★★★ / ★★★★
Solid disaster movies are hard to come by because these films almost always rely solely on special and visual effects, putting story and common sense by the wayside. Credit goes to the writers of “Bølgen,” John Kåre Raake and Harald Rosenløw-Eeg, for not simply going on autopilot and letting images do all the work. I argue that the best moments of the picture are those that are quite educational. That is, when we get a chance to learn more about an occupation which involves tracking precise movements of a mountain.
During Kristian’s (Kristoffer Joner) last day on the job at the warning center, a co-worker notices something odd with one of the sensors: groundwater has disappeared suddenly from the mountain. A superior claims that perhaps this is only due to a faulty sensor and so they investigate. When they get there, it turns out that wires that have been cut—very likely due to an out-of-the-norm seismic activity. Kristian begins to suspect that a massive landslide is going to occur which will create a tidal wave about eighty-meters tall—certain to erase Geiranger from the map. The village just so happens to be a very popular tourist destination for its incredible lakeside views.

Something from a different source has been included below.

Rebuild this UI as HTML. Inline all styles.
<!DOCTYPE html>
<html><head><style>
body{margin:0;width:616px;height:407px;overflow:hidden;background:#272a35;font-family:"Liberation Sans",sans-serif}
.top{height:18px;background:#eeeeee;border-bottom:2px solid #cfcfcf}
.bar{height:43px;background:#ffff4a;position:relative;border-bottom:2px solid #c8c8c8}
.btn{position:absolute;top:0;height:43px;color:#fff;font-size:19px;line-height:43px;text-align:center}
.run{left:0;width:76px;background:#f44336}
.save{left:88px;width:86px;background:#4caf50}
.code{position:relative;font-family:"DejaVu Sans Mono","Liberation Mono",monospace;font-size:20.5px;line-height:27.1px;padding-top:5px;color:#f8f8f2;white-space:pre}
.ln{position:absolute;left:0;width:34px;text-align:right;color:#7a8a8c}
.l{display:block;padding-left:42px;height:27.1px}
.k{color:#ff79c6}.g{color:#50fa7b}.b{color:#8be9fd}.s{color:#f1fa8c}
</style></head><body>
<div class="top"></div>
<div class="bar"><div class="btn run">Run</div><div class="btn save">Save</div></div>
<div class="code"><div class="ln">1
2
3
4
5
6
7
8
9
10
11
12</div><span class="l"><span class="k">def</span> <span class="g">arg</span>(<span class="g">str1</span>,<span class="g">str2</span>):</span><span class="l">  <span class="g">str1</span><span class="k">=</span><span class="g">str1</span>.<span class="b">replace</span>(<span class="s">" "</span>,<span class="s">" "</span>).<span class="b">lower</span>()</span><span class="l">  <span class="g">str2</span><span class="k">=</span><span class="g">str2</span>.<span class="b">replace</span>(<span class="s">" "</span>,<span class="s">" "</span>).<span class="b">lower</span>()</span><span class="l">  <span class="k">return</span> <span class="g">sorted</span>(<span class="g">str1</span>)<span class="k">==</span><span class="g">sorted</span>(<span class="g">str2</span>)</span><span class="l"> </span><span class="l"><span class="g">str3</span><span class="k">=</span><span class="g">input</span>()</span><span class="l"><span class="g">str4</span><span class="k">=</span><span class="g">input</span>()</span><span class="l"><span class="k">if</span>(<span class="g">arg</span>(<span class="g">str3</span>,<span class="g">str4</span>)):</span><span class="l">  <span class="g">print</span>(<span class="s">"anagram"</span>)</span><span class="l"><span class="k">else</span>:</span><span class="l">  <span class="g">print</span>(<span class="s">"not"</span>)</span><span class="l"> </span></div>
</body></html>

Disaster movies are almost never educational so I relished every science-talk that takes place in the warning center. While there are disagreements about what to do given a set of data, there is no villain. Obviously, Kristian’s suspicion is going to prove correct. However, I admired that the opposition’s opinions are presented as actual expertise, practical even, rather than serving as color commentary that are designed to polarize the audience. This is one significant difference between a smart movie that just so happens to be a disaster film and a Hollywood disaster movie from skin to its marrow, down to its very soul (or lack thereof).
Scenes that show the tidal wave are horrifying and harrowing. There is one shot that I am certain to remember. On the foreground is a panic-stricken father amongst chaos as he attempts to save his daughter (Edith Haagenrud-Sande) and himself by running further upwards on an uphill road. He must make it to at least 80 meters above sea level. However, his watch shows that he is barely at 50 meters. At this point, he and his daughter are likely going to drown. Meanwhile, on the background, we see a placid lake—no sign of a destructive wave. Within a matter of seconds, however, everything will be underwater.
The material might have been improved given more in-depth characterizations of Kristian’s wife (Ane Dahl Torp) and son (Jonas Hoff Oftebro). Although it is cliché that the husband and wife fight before the calamity, I found it fresh that Torp portrays Idun as physically strong, alert, someone who can handle herself. And even though it is also cliché that there is tension between father and son because of their family moving to the city, Oftebro has a knack for playing an angsty teenager without making us forget that he is a good kid. Because the recurrent theme involves family being a unit even though they have their own identities, I wished we knew more about Idun and Sondre independent of the catastrophe about to happen to them.
“The Wave,” directed by Roar Uthaug, offers intelligence, thrills, suspense, and genuinely moving images of people either trying to survive or dealing with the aftermath. Work that stand out has a way of making the audiences appreciate the background and remembering details about them. For example, during the scene where people have begun getting out of their cars and running due to traffic congestion up ahead, people standing next to their vehicles look confused, not entirely convinced whether they should do what others are doing. That stuck with me because I could see that happening in real life. Quick snapshots of authenticity make this picture all the more compelling.